▶ [Data block]
>>

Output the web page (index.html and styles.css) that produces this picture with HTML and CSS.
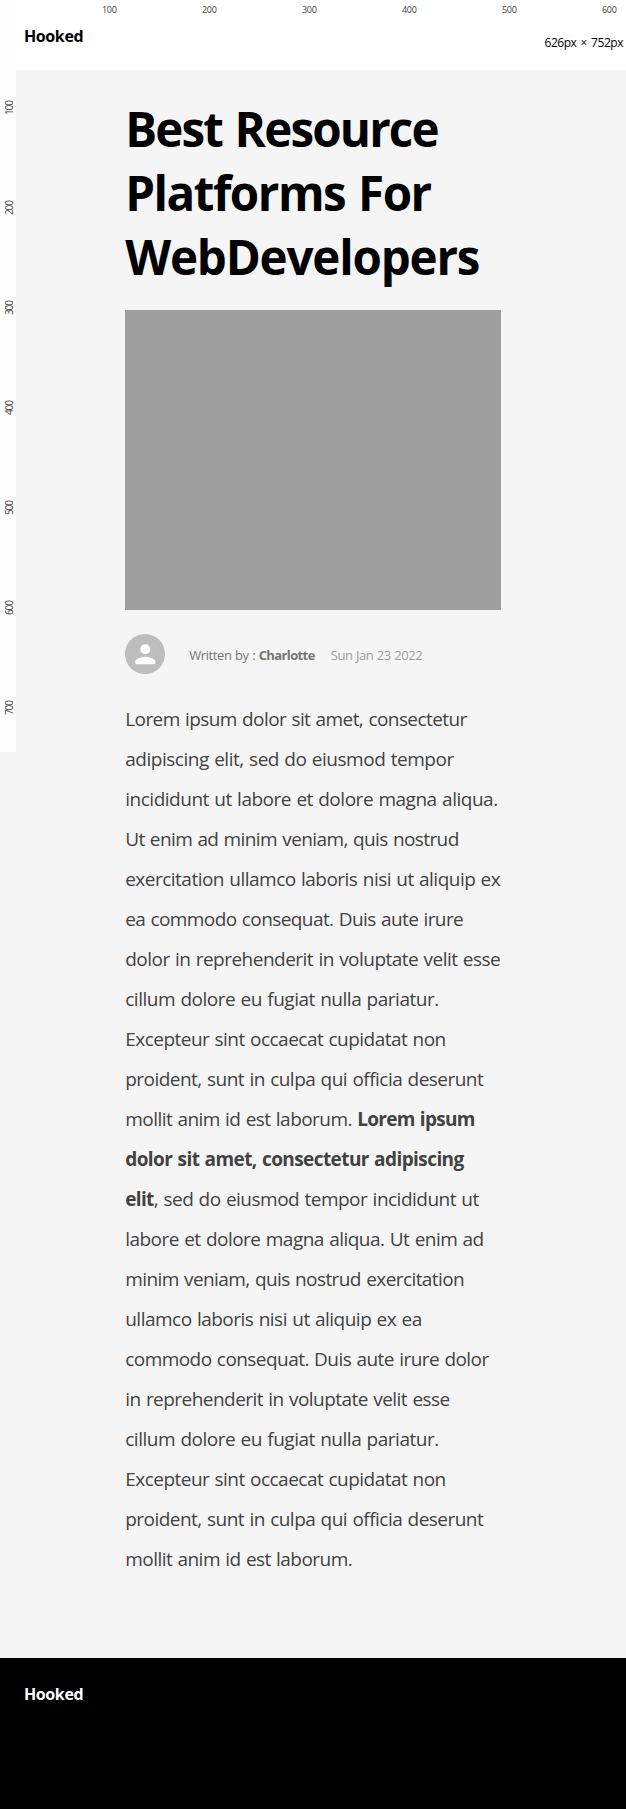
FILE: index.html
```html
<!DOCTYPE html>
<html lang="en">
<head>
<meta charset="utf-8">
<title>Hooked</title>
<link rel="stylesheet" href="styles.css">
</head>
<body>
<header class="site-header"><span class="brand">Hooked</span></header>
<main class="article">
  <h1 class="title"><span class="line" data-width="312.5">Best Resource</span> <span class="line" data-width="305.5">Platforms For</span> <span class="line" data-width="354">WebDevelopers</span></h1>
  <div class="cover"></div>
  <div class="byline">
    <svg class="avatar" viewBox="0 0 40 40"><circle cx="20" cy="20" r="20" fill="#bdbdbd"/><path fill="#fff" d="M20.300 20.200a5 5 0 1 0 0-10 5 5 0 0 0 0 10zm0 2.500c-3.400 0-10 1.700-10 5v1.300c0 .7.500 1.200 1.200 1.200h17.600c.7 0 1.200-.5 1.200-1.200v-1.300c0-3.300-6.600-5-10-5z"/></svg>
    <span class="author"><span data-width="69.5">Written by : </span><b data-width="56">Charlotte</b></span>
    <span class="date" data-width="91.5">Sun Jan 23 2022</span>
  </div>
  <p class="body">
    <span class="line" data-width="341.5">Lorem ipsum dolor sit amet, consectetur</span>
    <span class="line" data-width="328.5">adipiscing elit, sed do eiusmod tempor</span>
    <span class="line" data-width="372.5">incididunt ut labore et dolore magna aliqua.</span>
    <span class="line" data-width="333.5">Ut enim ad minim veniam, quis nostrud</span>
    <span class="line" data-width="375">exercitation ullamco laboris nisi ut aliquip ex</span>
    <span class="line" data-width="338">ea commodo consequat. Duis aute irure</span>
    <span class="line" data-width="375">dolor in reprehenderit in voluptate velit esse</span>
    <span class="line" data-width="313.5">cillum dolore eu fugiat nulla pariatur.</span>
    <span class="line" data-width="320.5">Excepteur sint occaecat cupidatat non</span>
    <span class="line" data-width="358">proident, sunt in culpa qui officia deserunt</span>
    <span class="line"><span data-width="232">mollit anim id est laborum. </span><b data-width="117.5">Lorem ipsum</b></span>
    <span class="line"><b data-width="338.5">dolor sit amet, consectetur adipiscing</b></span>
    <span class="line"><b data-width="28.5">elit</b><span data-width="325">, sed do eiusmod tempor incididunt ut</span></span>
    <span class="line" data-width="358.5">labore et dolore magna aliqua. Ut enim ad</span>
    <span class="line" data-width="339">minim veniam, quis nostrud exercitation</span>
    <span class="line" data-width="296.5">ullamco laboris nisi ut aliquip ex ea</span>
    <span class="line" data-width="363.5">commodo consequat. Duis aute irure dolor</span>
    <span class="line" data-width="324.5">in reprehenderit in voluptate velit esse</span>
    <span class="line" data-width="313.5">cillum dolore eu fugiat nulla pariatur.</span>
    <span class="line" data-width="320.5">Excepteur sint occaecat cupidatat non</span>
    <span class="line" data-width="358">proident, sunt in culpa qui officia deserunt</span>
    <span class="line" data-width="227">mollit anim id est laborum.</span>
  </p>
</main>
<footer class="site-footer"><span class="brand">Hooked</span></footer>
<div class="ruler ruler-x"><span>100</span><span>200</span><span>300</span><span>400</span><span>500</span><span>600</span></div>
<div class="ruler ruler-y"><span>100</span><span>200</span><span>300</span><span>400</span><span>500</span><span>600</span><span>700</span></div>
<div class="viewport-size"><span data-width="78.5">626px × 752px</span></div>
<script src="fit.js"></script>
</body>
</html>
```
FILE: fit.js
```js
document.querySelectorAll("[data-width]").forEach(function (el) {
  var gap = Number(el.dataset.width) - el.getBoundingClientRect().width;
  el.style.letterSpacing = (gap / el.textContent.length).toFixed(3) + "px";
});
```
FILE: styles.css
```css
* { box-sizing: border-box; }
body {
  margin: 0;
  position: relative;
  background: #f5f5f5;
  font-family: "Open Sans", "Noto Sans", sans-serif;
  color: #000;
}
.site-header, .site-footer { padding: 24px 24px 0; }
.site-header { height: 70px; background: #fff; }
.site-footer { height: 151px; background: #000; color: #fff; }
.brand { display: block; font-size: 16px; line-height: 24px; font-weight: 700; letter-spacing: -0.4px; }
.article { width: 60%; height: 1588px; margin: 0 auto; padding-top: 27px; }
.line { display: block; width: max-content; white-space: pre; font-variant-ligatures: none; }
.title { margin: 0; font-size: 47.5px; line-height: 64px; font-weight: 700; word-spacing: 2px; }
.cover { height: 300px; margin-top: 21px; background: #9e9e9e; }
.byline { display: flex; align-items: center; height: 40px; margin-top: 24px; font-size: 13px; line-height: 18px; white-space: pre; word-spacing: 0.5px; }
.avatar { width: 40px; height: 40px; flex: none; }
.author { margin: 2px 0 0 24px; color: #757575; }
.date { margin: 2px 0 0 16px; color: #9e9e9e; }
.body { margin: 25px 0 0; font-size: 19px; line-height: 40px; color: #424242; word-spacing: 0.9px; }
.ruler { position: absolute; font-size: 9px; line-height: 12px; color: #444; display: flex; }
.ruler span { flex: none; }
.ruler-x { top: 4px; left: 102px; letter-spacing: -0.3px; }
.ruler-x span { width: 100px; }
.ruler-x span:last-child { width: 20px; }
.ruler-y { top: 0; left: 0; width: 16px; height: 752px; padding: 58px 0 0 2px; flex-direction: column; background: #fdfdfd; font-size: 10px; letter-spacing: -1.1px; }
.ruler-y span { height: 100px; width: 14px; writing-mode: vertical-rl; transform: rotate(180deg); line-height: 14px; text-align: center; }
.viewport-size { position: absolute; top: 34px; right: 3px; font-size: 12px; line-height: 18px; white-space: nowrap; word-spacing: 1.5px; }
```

<<

▶ [Directions for this task]
Return the material word for word. Pictures are not part of the copy.

▶ [Full response]
Output the web page (index.html and styles.css) that produces this picture with HTML and CSS.
FILE: index.html
```html
<!DOCTYPE html>
<html lang="en">
<head>
<meta charset="utf-8">
<title>Hooked</title>
<link rel="stylesheet" href="styles.css">
</head>
<body>
<header class="site-header"><span class="brand">Hooked</span></header>
<main class="article">
  <h1 class="title"><span class="line" data-width="312.5">Best Resource</span> <span class="line" data-width="305.5">Platforms For</span> <span class="line" data-width="354">WebDevelopers</span></h1>
  <div class="cover"></div>
  <div class="byline">
    <svg class="avatar" viewBox="0 0 40 40"><circle cx="20" cy="20" r="20" fill="#bdbdbd"/><path fill="#fff" d="M20.300 20.200a5 5 0 1 0 0-10 5 5 0 0 0 0 10zm0 2.500c-3.400 0-10 1.700-10 5v1.300c0 .7.500 1.200 1.200 1.200h17.600c.7 0 1.200-.5 1.200-1.200v-1.300c0-3.300-6.600-5-10-5z"/></svg>
    <span class="author"><span data-width="69.5">Written by : </span><b data-width="56">Charlotte</b></span>
    <span class="date" data-width="91.5">Sun Jan 23 2022</span>
  </div>
  <p class="body">
    <span class="line" data-width="341.5">Lorem ipsum dolor sit amet, consectetur</span>
    <span class="line" data-width="328.5">adipiscing elit, sed do eiusmod tempor</span>
    <span class="line" data-width="372.5">incididunt ut labore et dolore magna aliqua.</span>
    <span class="line" data-width="333.5">Ut enim ad minim veniam, quis nostrud</span>
    <span class="line" data-width="375">exercitation ullamco laboris nisi ut aliquip ex</span>
    <span class="line" data-width="338">ea commodo consequat. Duis aute irure</span>
    <span class="line" data-width="375">dolor in reprehenderit in voluptate velit esse</span>
    <span class="line" data-width="313.5">cillum dolore eu fugiat nulla pariatur.</span>
    <span class="line" data-width="320.5">Excepteur sint occaecat cupidatat non</span>
    <span class="line" data-width="358">proident, sunt in culpa qui officia deserunt</span>
    <span class="line"><span data-width="232">mollit anim id est laborum. </span><b data-width="117.5">Lorem ipsum</b></span>
    <span class="line"><b data-width="338.5">dolor sit amet, consectetur adipiscing</b></span>
    <span class="line"><b data-width="28.5">elit</b><span data-width="325">, sed do eiusmod tempor incididunt ut</span></span>
    <span class="line" data-width="358.5">labore et dolore magna aliqua. Ut enim ad</span>
    <span class="line" data-width="339">minim veniam, quis nostrud exercitation</span>
    <span class="line" data-width="296.5">ullamco laboris nisi ut aliquip ex ea</span>
    <span class="line" data-width="363.5">commodo consequat. Duis aute irure dolor</span>
    <span class="line" data-width="324.5">in reprehenderit in voluptate velit esse</span>
    <span class="line" data-width="313.5">cillum dolore eu fugiat nulla pariatur.</span>
    <span class="line" data-width="320.5">Excepteur sint occaecat cupidatat non</span>
    <span class="line" data-width="358">proident, sunt in culpa qui officia deserunt</span>
    <span class="line" data-width="227">mollit anim id est laborum.</span>
  </p>
</main>
<footer class="site-footer"><span class="brand">Hooked</span></footer>
<div class="ruler ruler-x"><span>100</span><span>200</span><span>300</span><span>400</span><span>500</span><span>600</span></div>
<div class="ruler ruler-y"><span>100</span><span>200</span><span>300</span><span>400</span><span>500</span><span>600</span><span>700</span></div>
<div class="viewport-size"><span data-width="78.5">626px × 752px</span></div>
<script src="fit.js"></script>
</body>
</html>
```
FILE: fit.js
```js
document.querySelectorAll("[data-width]").forEach(function (el) {
  var gap = Number(el.dataset.width) - el.getBoundingClientRect().width;
  el.style.letterSpacing = (gap / el.textContent.length).toFixed(3) + "px";
});
```
FILE: styles.css
```css
* { box-sizing: border-box; }
body {
  margin: 0;
  position: relative;
  background: #f5f5f5;
  font-family: "Open Sans", "Noto Sans", sans-serif;
  color: #000;
}
.site-header, .site-footer { padding: 24px 24px 0; }
.site-header { height: 70px; background: #fff; }
.site-footer { height: 151px; background: #000; color: #fff; }
.brand { display: block; font-size: 16px; line-height: 24px; font-weight: 700; letter-spacing: -0.4px; }
.article { width: 60%; height: 1588px; margin: 0 auto; padding-top: 27px; }
.line { display: block; width: max-content; white-space: pre; font-variant-ligatures: none; }
.title { margin: 0; font-size: 47.5px; line-height: 64px; font-weight: 700; word-spacing: 2px; }
.cover { height: 300px; margin-top: 21px; background: #9e9e9e; }
.byline { display: flex; align-items: center; height: 40px; margin-top: 24px; font-size: 13px; line-height: 18px; white-space: pre; word-spacing: 0.5px; }
.avatar { width: 40px; height: 40px; flex: none; }
.author { margin: 2px 0 0 24px; color: #757575; }
.date { margin: 2px 0 0 16px; color: #9e9e9e; }
.body { margin: 25px 0 0; font-size: 19px; line-height: 40px; color: #424242; word-spacing: 0.9px; }
.ruler { position: absolute; font-size: 9px; line-height: 12px; color: #444; display: flex; }
.ruler span { flex: none; }
.ruler-x { top: 4px; left: 102px; letter-spacing: -0.3px; }
.ruler-x span { width: 100px; }
.ruler-x span:last-child { width: 20px; }
.ruler-y { top: 0; left: 0; width: 16px; height: 752px; padding: 58px 0 0 2px; flex-direction: column; background: #fdfdfd; font-size: 10px; letter-spacing: -1.1px; }
.ruler-y span { height: 100px; width: 14px; writing-mode: vertical-rl; transform: rotate(180deg); line-height: 14px; text-align: center; }
.viewport-size { position: absolute; top: 34px; right: 3px; font-size: 12px; line-height: 18px; white-space: nowrap; word-spacing: 1.5px; }
```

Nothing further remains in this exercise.